Por exemplo, o ITBI pago na compra de um imóvel é de 3% do seu valor na cidade de São Paulo. Se esse imóvel for vendido por R$ 500 mil e o valor venal dele for de R$ 380 mil, o porcentual será cobrado sobre o valor menor, pois é o oficial. Com a mudança do valor para melhor refletir os preços, o valor total do imposto aumentaria também.
Vale ressaltar que as mudanças não são automáticas. Elas precisam de normatização de cada prefeitura (no caso do ITBI) e governo estadual (para o ITCMD). Mas as condições para a possibilidade de aumento passarão a existir com o CIB.
O que dizem as prefeituras
A reportagem procurou as prefeituras das 27 capitais dos Estados brasileiros para comentar o impacto potencial do CIB no IPTU, mas recebeu poucas respostas — ampliando a incerteza sobre o tema. A maioria disse que o CIB não terá impacto nos preços do IPTU. Uma delas foi a prefeitura de São Paulo, que informou manter informações atualizadas sobre os valores dos imóveis na cidade e que, por isso, o CIB não causaria aumento no imposto.
A prefeitura do Rio reforçou que o CIB não causaria aumento automático dos valores venais, mas reconheceu que a integração dos dados pode resultar em uma correção dos preços dos imóveis usados como base para o IPTU. “Embora o CIB possa possibilitar a atualização e correção de dados cadastrais, o que eventualmente pode refletir em ajustes no valor venal de alguns imóveis, a Prefeitura do Rio esclarece que qualquer alteração no IPTU dependerá de estudos técnicos, processos administrativos regulares e será sempre acompanhada de ampla transparência e comunicação prévia aos contribuintes”, informou.
A prefeitura de Porto Velho informou que a mudança na base do cálculo do IPTU depende de uma lei municipal específica e ressaltou ter autonomia para definir a base desse cálculo do imposto. A Secretaria Municipal das Finanças de Fortaleza informou que o CIB não cria tributos nem altera, por si só, a base de cálculo de impostos. “A implantação do CIB deve ser entendida como um instrumento de cooperação federativa”, disse, em nota.
A prefeitura de Belo Horizonte reforçou que o CIB não causará uma atualização automática de valores venais para definição de preços de IPTU, e que mudanças devem ser aprovadas por lei municipal. “Não é verdade que a implantação do CIB viabilize uma atualização automática dos valores venais dos imóveis para fins de IPTU. Esse imposto continua submetido às regras constitucionais e legais atualmente vigentes.

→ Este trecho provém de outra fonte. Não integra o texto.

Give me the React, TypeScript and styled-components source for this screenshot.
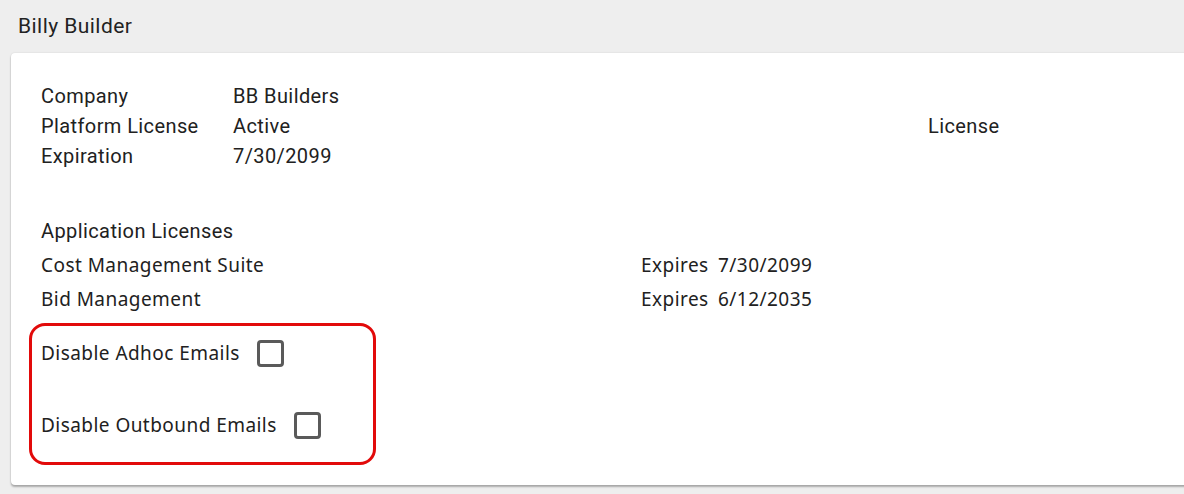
import styled, { createGlobalStyle } from "styled-components";

const GlobalStyle = createGlobalStyle`
  html, body {
    margin: 0;
    padding: 0;
    background: #eeeeee;
    overflow: hidden;
  }
  body {
    font-family: Roboto, "Liberation Sans", sans-serif;
    color: #212121;
  }
`;

const licenses = [
  { name: "Cost Management Suite", expires: "7/30/2099" },
  { name: "Bid Management", expires: "6/12/2035" },
];

const options = [
  { label: "Disable Adhoc Emails", checked: false },
  { label: "Disable Outbound Emails", checked: false },
];

export default function App() {
  return (
    <Page>
      <GlobalStyle />
      <Header>Billy Builder</Header>
      <Card>
        <InfoGrid>
          <Label>Company</Label>
          <Value>BB Builders</Value>
          <Extra />
          <Label>Platform License</Label>
          <Value>Active</Value>
          <Extra>License</Extra>
          <Label>Expiration</Label>
          <Value>7/30/2099</Value>
          <Extra />
        </InfoGrid>

        <SectionTitle>Application Licenses</SectionTitle>
        {licenses.map((l) => (
          <LicenseRow key={l.name}>
            <LicenseName>{l.name}</LicenseName>
            <Expires>Expires</Expires>
            <ExpiresDate>{l.expires}</ExpiresDate>
          </LicenseRow>
        ))}

        <Highlight>
          {options.map((o) => (
            <OptionRow key={o.label}>
              <OptionLabel>{o.label}</OptionLabel>
              <Checkbox type="checkbox" defaultChecked={o.checked} />
            </OptionRow>
          ))}
        </Highlight>
      </Card>
    </Page>
  );
}

const Page = styled.div`
  display: flex;
  flex-direction: column;
  height: 494px;
`;

const Header = styled.div`
  height: 53px;
  padding-left: 18px;
  box-sizing: border-box;
  display: flex;
  align-items: center;
  padding-bottom: 2px;
  font-size: 21px;
  letter-spacing: 0.45px;
  color: #222;
`;

const Card = styled.div`
  margin: 0 -20px 0 11px;
  background: #fff;
  border-radius: 4px;
  box-shadow: 0 2px 2px rgba(0, 0, 0, 0.28), 0 0 2px rgba(0, 0, 0, 0.12);
  padding: 28px 0 20px 30px;
  display: flex;
  flex-direction: column;
`;

const InfoGrid = styled.div`
  display: grid;
  grid-template-columns: 192px 695px auto;
  grid-auto-rows: 30px;
  align-items: center;
  font-size: 20px;
  letter-spacing: 0.4px;
`;

const Label = styled.div``;
const Value = styled.div``;
const Extra = styled.div``;

const SectionTitle = styled.div`
  margin-top: 43px;
  height: 34px;
  display: flex;
  align-items: center;
  font-size: 20px;
  letter-spacing: 0.4px;
`;

const LicenseRow = styled.div`
  display: flex;
  align-items: center;
  height: 34px;
  font-family: "Noto Sans", "Open Sans", sans-serif;
  font-size: 19px;
  letter-spacing: 0.45px;
`;

const LicenseName = styled.div`
  width: 600px;
`;

const Expires = styled.div`
  width: 77px;
`;

const ExpiresDate = styled.div``;

const Highlight = styled.div`
  margin: 7px 0 0 -12px;
  width: 347px;
  box-sizing: border-box;
  border: 3px solid #e20a0a;
  border-radius: 16px;
  padding: 9px 0 19px 9px;
  display: flex;
  flex-direction: column;
  gap: 36px;
`;

const OptionRow = styled.div`
  display: flex;
  align-items: center;
  gap: 17px;
  height: 36px;
`;

const OptionLabel = styled.div`
  font-family: "Noto Sans", "Open Sans", sans-serif;
  font-size: 19px;
  letter-spacing: 0.45px;
`;

const Checkbox = styled.input`
  appearance: none;
  margin: 0;
  width: 27px;
  height: 27px;
  box-sizing: border-box;
  border: 3px solid #5a5a5a;
  border-radius: 4px;
  background: #fff;
`;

Hoje, os municípios adotam as Plantas Genéricas de Valores (PGV), que têm por objetivo definir as regras para se chegar ao valor venal do imóvel, que é a base de cálculo do IPTU”, informou. A prefeitura de Curitiba tem discurso semelhante sobre o tema.

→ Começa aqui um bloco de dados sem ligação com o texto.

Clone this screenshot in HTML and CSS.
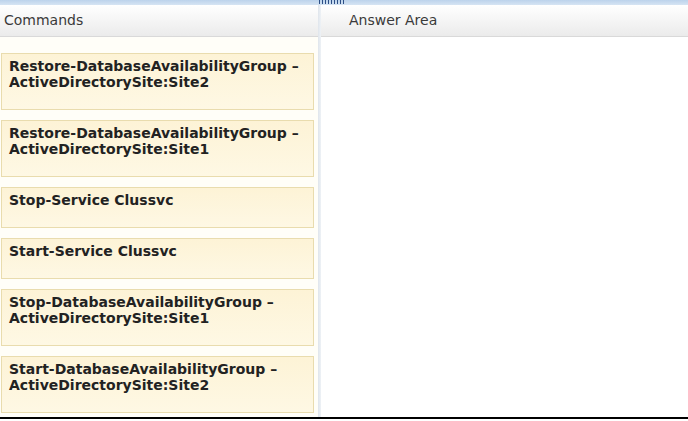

A prefeitura de Aracaju informou manter seus dados imobiliários atualizados e, portanto, não prevê aumento por causa do CIB. “A apuração do Valor Venal dos Imóveis, utilizado como base de cálculo do IPTU, já utiliza dados de mercado imobiliário, como provenientes de guias de ITBI e ofertas. Desse modo, a adoção do CIB não acarretará aumento dos valores venais para fins de IPTU”, disse.

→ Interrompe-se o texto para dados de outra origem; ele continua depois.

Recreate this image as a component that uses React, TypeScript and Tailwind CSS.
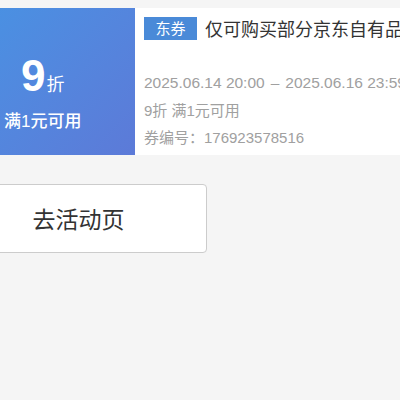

Já a Secretaria Municipal de Planejamento, Orçamento, Finanças e Tecnologia de Boa Vista disse que existe a possibilidade de aumento do IPTU por causa do CIB. “Estima-se que esse valor real seja maior que o valor da base de dados do município. Portanto, há possibilidade de aumento tanto no ITBI, quanto no IPTU a partir de 2027”, informou, em nota.
A prefeitura de Vitória disse que não haverá aumento no IPTU devido ao CIB na cidade. “O IPTU continuará sendo um tributo municipal, com fato gerador e base de cálculo definidos no Código Tributário Nacional (arts. 32 a 38) e na Lei Municipal 4.476/1997 e suas alterações. Portanto, o CIB não provoca aumento do IPTU”, informou.